Wilson-Raybould resigned from veterans affairs February 12, and Treasury Board president Jane Philpott quit in March, citing her lack of confidence in the Liberal government’s handling of the affair.

In what has been dubbed the “Tuesday Night massacre,” Trudeau turfed both Wilson-Raybould and Philpott out of the Liberal caucus last week, citing a breakdown of trust.

Trudeau’s principal secretary, Gerald Butts, resigned February 18 and Canada’s top bureaucrat Clerk of the Privy Council Michael Wernick is retiring in April.

Wilson-Raybould implicated both men in her testimony and stated that Wernick made “veiled threats” regarding her job during a December 19 telephone call.

Both Butts and Wernick testified twice to the Liberal-dominated justice committee, which voted in March 19 to end its investigation without granting a second appearance to Wilson-Raybould.

In response, Wilson-Raybould sent the committee materials corroborating her initial testimony, including audio of her secretly taped call with Wernick, which the committee released March 29.

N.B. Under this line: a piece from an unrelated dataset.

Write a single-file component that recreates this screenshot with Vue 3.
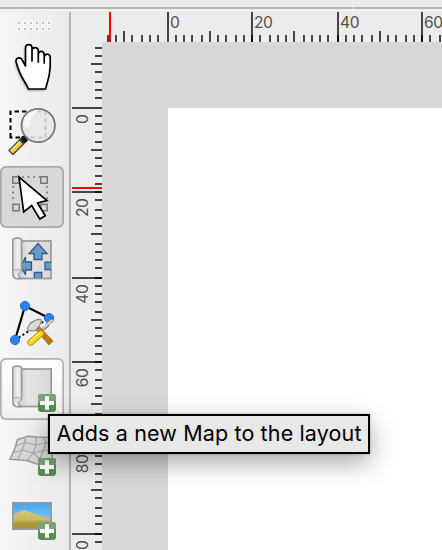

Scheer’s statement published the same day contended that the “documents and recordings are concrete evidence that proves Justin Trudeau led a campaign to politically interfere in SNC-Lavalin’s criminal prosecution. He personally gave the orders and when the former Attorney General refused to follow them and break the law, she was fired.”

Moreover, the former attorney general “repeatedly told the Prime Minister and his top officials that their actions were ‘entirely inappropriate’ and amounted to ‘political interference’. Despite her objections, the Clerk of the Privy Council pressured her and made it clear that her job was on the line,” Scheer stated.

Trudeau “also told Canadians what he knew to be false. He knew that his Attorney General had serious concerns about his plan to get SNC-Lavalin off of serious criminal charges. But he looked Canadians in the eye and told them that no one had raised concerns with him,” the Tory leader contended.

Porter’s letter alleges that Scheer’s statement contains “highly defamatory comments about Prime Minister Trudeau,” as reported in the CBC.

Trudeau “supports wide-ranging and vigorous political debate on matters of public policy. However, your statement, in its entirety, is beyond the pale of fair debate and is libellous of my client personally and in the way of his occupation as prime minister,” said Porter.

It is “entirely false” to suggest that Trudeau “personally subverted the judicial process” or “acted with malice and an improper purpose” in moving Wilson-Raybould to another portfolio, he said.

It’s also “entirely false” to suggest that Trudeau was aware of Wilson-Raybould’s concern that he was politically interfering in the SNC case but lied to Canadians about it, Porter said.

Scheer’s lawyer, Peter Downard, responded by letter Sunday that Scheer “will not be intimidated” and that the leader of the official opposition is performing his “constitutional duty” to hold the government to account.

If Trudeau “actually intends” to sue, he “must immediately take steps to preserve all relevant documents” and “to notify all members of his government involved in this matter, past and present, that they can expect to be called to testify,” said Downard.

If the prime minister does not proceed with the lawsuit, Downard added, Scheer will conclude that Trudeau “has properly acknowledged that Mr. Scheer’s statements were appropriate and grounded in evidence before the Canadian people.”